There was strident opposition to the reconstruction of any affordable housing AT ALL within the city, essentially on the grounds that people on welfare shouldn’t live in Galveston. Notwithstanding the pressing demand for affordable housing in Galveston, or the fact that the population served by affordable housing is not a fortiori “on welfare,” as of five years after the storm, GHA has constructed and administers a total of only 52 units of Section 8-compliant affordable housing in Galveston.
A phone conversation I had with a Galveston County official made the real reason for residents’ hostility to affordable housing abundantly clear.
The official called to express skepticism and shock that displaced residents of Section 8 housing could still legally claim residence inside the City of Galveston. After all, their houses had been knocked down; so why were they still claiming that they lived in the city? I explained that regardless of the length of time they were absent from their home, their displacement by disaster didn’t make them any less “real” residents of the city, and that they could continue to vote absentee by requesting ballots by mail.
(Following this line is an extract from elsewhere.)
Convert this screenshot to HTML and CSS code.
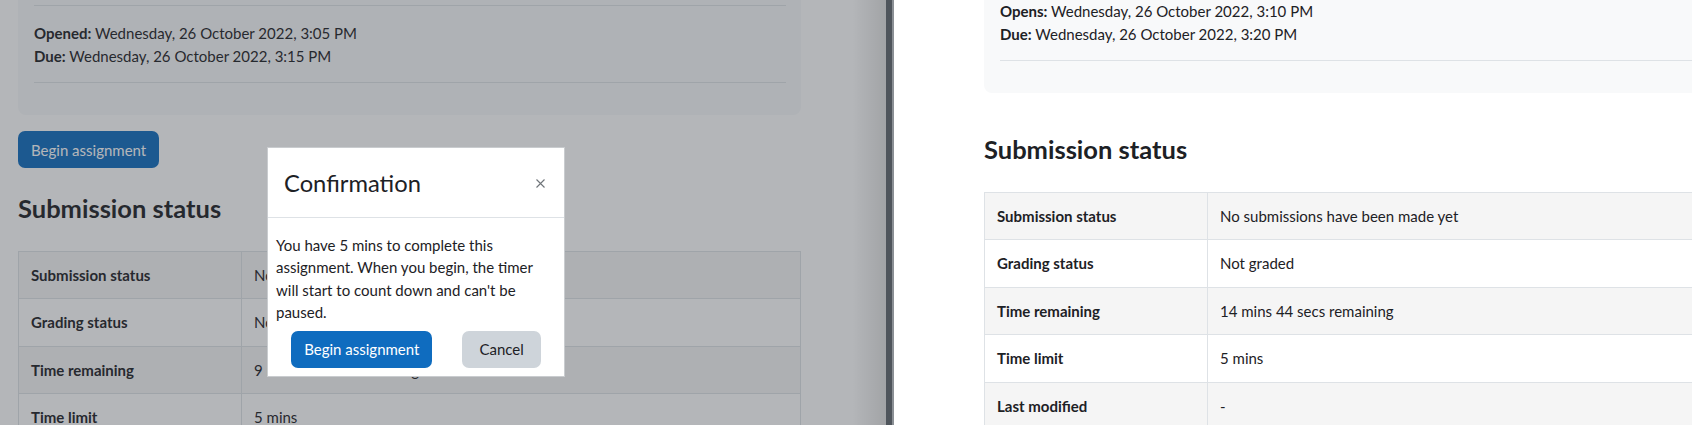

The official was not convinced, and tried to point out that these voters (who happen to be African-American) are the “wrong element.” She hastened to assure me that it wasn’t because they’re black, but because they were poor, marginal people; a source of crime, drug use, and economic decline. Surely they would be happier if they registered to vote at whatever spot they were now living.
Sad to say, at least some residents of Galveston saw the hurricane as an opportunity to do a little pruning of the voter registration list in order to remove undesirables, who only coincidentally happened to be predominantly black and poor.
I could go on. And on. Look up the travails of black college students in Waller County, and the extremes to which that county has gone to keep blacks from voting. Look up the incendiary racial politics of Pasadena, Texas, or of Baytown, or of the justly infamous Vidor. The potentially dispiriting circumstances are such that at least some of the battles that had been fought and won in 1975 must now be re-fought and re-won.